Visita al “Girone degli… Ipocriti”

E vidi alto là in fondo un barcaiolo menare colpi di remo, e col viso indicava la strada e col capo esortava e sollevava il remo come freccia e breccia faceva col sorriso. Chiesi a Virgilio: “Chi è? Che fa? E dove va?”.

E il mio maestro – furbo come chi dalla terra di Padania dovette apprendere il “se po’ fa” di Roma – rispose e non rispose: “Guarda e vedrai”. E vidi. Vidi teste che i visi nascondevano e visi l’un l’altro appollaiati nel ghigno. Ora guardavano, ora non guardavano il barcaiolo. Ora sbirciavano per dar a vedere. Mani di palmo e dorso ponevan sulle bocche come i De Mita e i Forlani della Genesi. Mezzi sorrisi e ghigni alternavano al certificabile dissenso. Indi ritrattavano.
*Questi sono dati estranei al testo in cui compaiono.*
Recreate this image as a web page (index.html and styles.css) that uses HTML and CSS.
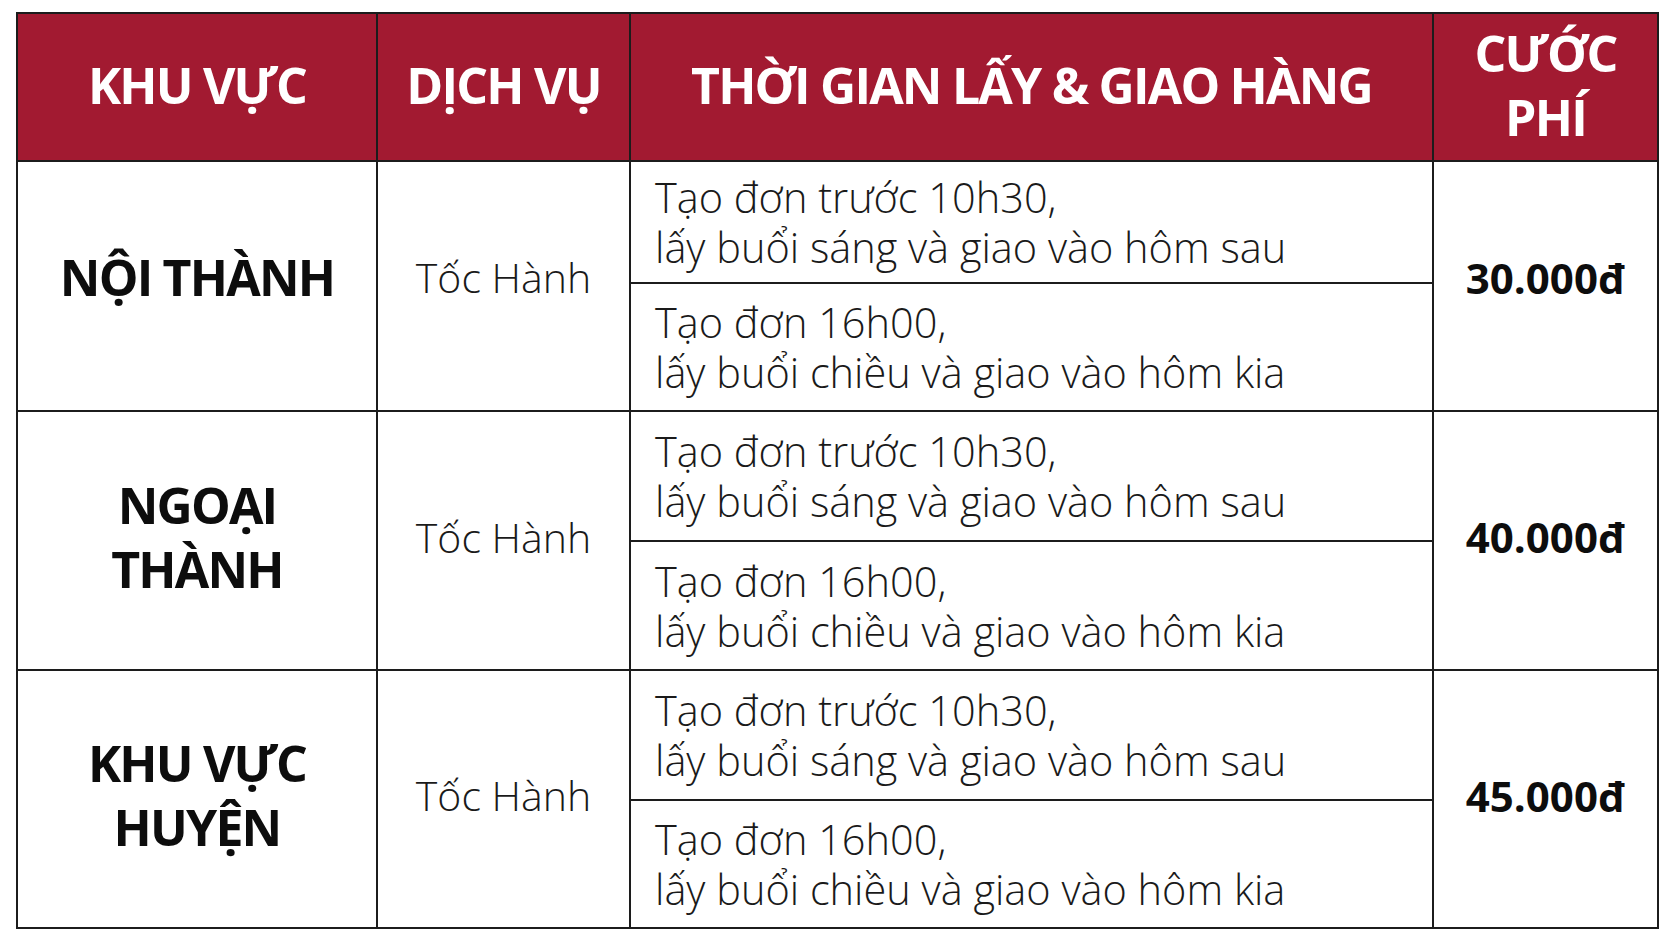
FILE: index.html
```html
<!DOCTYPE html>
<html lang="vi">
<head>
<meta charset="utf-8">
<title>Bảng cước</title>
<link rel="stylesheet" href="styles.css">
</head>
<body>
<div class="page">
  <div class="table">
    <div class="cell head">KHU VỰC</div>
    <div class="cell head">DỊCH VỤ</div>
    <div class="cell head">THỜI GIAN LẤY &amp; GIAO HÀNG</div>
    <div class="cell head">CƯỚC<br>PHÍ</div>

    <div class="cell area span2 lift">NỘI THÀNH</div>
    <div class="cell service span2 lift">Tốc Hành</div>
    <div class="cell time">Tạo đơn trước 10h30,<br>lấy buổi sáng và giao vào hôm sau</div>
    <div class="cell price span2 lift">30.000đ</div>
    <div class="cell time">Tạo đơn 16h00,<br>lấy buổi chiều và giao vào hôm kia</div>

    <div class="cell area span2">NGOẠI<br>THÀNH</div>
    <div class="cell service span2">Tốc Hành</div>
    <div class="cell time">Tạo đơn trước 10h30,<br>lấy buổi sáng và giao vào hôm sau</div>
    <div class="cell price span2">40.000đ</div>
    <div class="cell time">Tạo đơn 16h00,<br>lấy buổi chiều và giao vào hôm kia</div>

    <div class="cell area span2">KHU VỰC<br>HUYỆN</div>
    <div class="cell service span2">Tốc Hành</div>
    <div class="cell time">Tạo đơn trước 10h30,<br>lấy buổi sáng và giao vào hôm sau</div>
    <div class="cell price span2">45.000đ</div>
    <div class="cell time">Tạo đơn 16h00,<br>lấy buổi chiều và giao vào hôm kia</div>
  </div>
</div>
</body>
</html>
```

FILE: styles.css
```css
html, body {
  margin: 0;
  padding: 0;
  background: #ffffff;
}

.page {
  padding: 12px 0 0 16px;
  font-family: "Open Sans", "Noto Sans", sans-serif;
  color: #111111;
}

.table {
  display: grid;
  grid-template-columns: 360px 253px 803px 225px;
  grid-template-rows: 148px 122px 128px 130px 129px 130px 128px;
  width: max-content;
  border-top: 2px solid #1c1c1c;
  border-left: 2px solid #1c1c1c;
}

.cell {
  box-sizing: border-box;
  border-right: 2px solid #1c1c1c;
  border-bottom: 2px solid #1c1c1c;
  display: flex;
  align-items: center;
  justify-content: center;
  text-align: center;
}

.span2 {
  grid-row: span 2;
  padding-bottom: 8px;
}

.span2.lift {
  padding-bottom: 18px;
}

.head {
  background: #a21a31;
  color: #ffffff;
  font-weight: 700;
  font-size: 50px;
  letter-spacing: -1.8px;
  line-height: 64px;
  padding-bottom: 4px;
}

.area {
  font-weight: 700;
  font-size: 50px;
  letter-spacing: -1.8px;
  line-height: 64px;
  color: #0d0d0d;
}

.service {
  font-weight: 300;
  font-size: 41px;
  color: #1a1a1a;
}

.time {
  justify-content: flex-start;
  text-align: left;
  padding-left: 24px;
  font-weight: 300;
  font-size: 41.5px;
  line-height: 50px;
  color: #1a1a1a;
}

.price {
  font-weight: 700;
  font-size: 42px;
  color: #0d0d0d;
}
```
“Ma questo…”, dissi rivolgendomi a Virgilio, “… questo è il Girone degli Ipocriti! Come fu che qui giungemmo? Ma non era sepolto dalla storia?”. “Sepolto mai, sempre pronto a risorgere. Ora lo vedi, l’hai visto, o Figliuolo, il Barcaiolo… ogni volta che un uomo si pronuncia e dice “Io”, pronte le zecche riprendono le vie del pullulare, tra terra e mare, tra lavabo e sciacquone… Ma osserva, osserva l’eterna storia dell’umanità. Non cambia l’uomo, cambia solo il nome”.
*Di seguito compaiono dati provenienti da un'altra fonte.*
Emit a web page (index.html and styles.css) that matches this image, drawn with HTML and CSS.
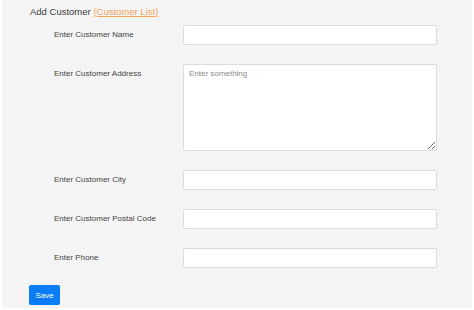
FILE: index.html
```html
<!DOCTYPE html>
<html>
<head>
<meta charset="utf-8">
<link rel="stylesheet" href="styles.css">
</head>
<body>
<div class="panel">
  <h1 class="title">Add Customer <a href="#" class="title-link">(Customer List)</a></h1>
  <form class="form">
    <div class="row">
      <label class="label">Enter Customer Name</label>
      <input class="field" type="text">
    </div>
    <div class="row">
      <label class="label">Enter Customer Address</label>
      <textarea class="field area" placeholder="Enter something"></textarea>
    </div>
    <div class="row">
      <label class="label">Enter Customer City</label>
      <input class="field" type="text">
    </div>
    <div class="row">
      <label class="label">Enter Customer Postal Code</label>
      <input class="field" type="text">
    </div>
    <div class="row">
      <label class="label">Enter Phone</label>
      <input class="field" type="text">
    </div>
  </form>
  <button class="save" type="button">Save</button>
</div>
</body>
</html>
```
FILE: styles.css
```css
html, body {
  margin: 0;
  padding: 0;
  background: #ffffff;
}
body {
  font-family: "Liberation Sans", Arial, Helvetica, sans-serif;
  color: #333333;
}
.panel {
  margin: 0 2px;
  height: 308px;
  box-sizing: border-box;
  background: #f4f4f4;
  border-radius: 0 0 3px 3px;
  padding: 5px 0 0 27px;
}
.title {
  margin: 0;
  font-size: 9.5px;
  font-weight: normal;
  line-height: 14px;
  color: #3a3a3a;
  padding-left: 1px;
}
.title-link {
  color: #f5a25a;
  text-decoration: underline;
}
.form {
  display: flex;
  flex-direction: column;
  gap: 19px;
  margin-top: 6px;
  padding-left: 24px;
}
.row {
  display: grid;
  grid-template-columns: 130px 254px;
  align-items: start;
}
.label {
  font-size: 8px;
  line-height: 20px;
  color: #444444;
  padding-left: 1px;
}
.field {
  box-sizing: border-box;
  width: 254px;
  height: 20px;
  margin: 0;
  border: 1px solid #dddddd;
  border-radius: 2px;
  background: #ffffff;
  font-family: inherit;
  font-size: 8px;
  padding: 4px 5px;
  outline: none;
}
.area {
  height: 87px;
  resize: both;
  display: block;
}
.area::placeholder {
  color: #8a8a8a;
}
.save {
  margin-top: 17px;
  width: 31px;
  height: 20px;
  padding: 0;
  border: none;
  border-radius: 2px;
  background: #0a7cf6;
  color: #ffffff;
  font-family: inherit;
  font-size: 8px;
  cursor: pointer;
}
```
E vidi Renzi, il Matteo un po’ Guelfo e un po’ Verdino-Ghibellino, che di remo ci dava che ci dava e – roba da non credere – diceva: “Ci penso io”. E d’improvviso vidi Finocchiari cessare d’imprecare in difesa del suo affare, e vidi il Baffino farsi Tutor e i pulcini Civatini e Franceschini porgere le mani coi ditini, e vidi il bettolino Tressettaro tender le braccia un po’ Montane un po’ Pascose verso il condottiero… e Pisapìni e Vendolini lanciar “uè uè” bambini, e i Veltri urlar “We can!”, e Binetti Cocerlovo a Rosi Bindi, e Civati dirsi primo tra i tanti innamorati. E arrancar vidi temendo l’abbandono i Camussi e i Landini, gli Alfini e i Fini, i Prodi e Colabrodi, la tremante Passerina di Draghi e – incredibile dictu – il doppiopetto dritto seppur Pezz’e Bocconi sillabar: “Sempre fui dei tuoi!”.

E a un cenno del maestro mantovano che in preda al vomito m’avea colto distratto, girai la testa e vidi, sorretto da Cloè, il Savoia parte-nopèo e parte-napolitano sussurrar: “Matteo, deputato ti nomino ad honorem”. Fu allora che Matteo il Fiorentino – vedendomi segnar nomi e blasoni – mi strizzò l’occhio e disse: “Oh te, Senese, mica t’azzarderai a sparger fango? E poi, “un n’è mica tutto fango fiorentino… c’è tutta Italia qui e quanto a Ipocrisia, sai, ce n’avanza!”.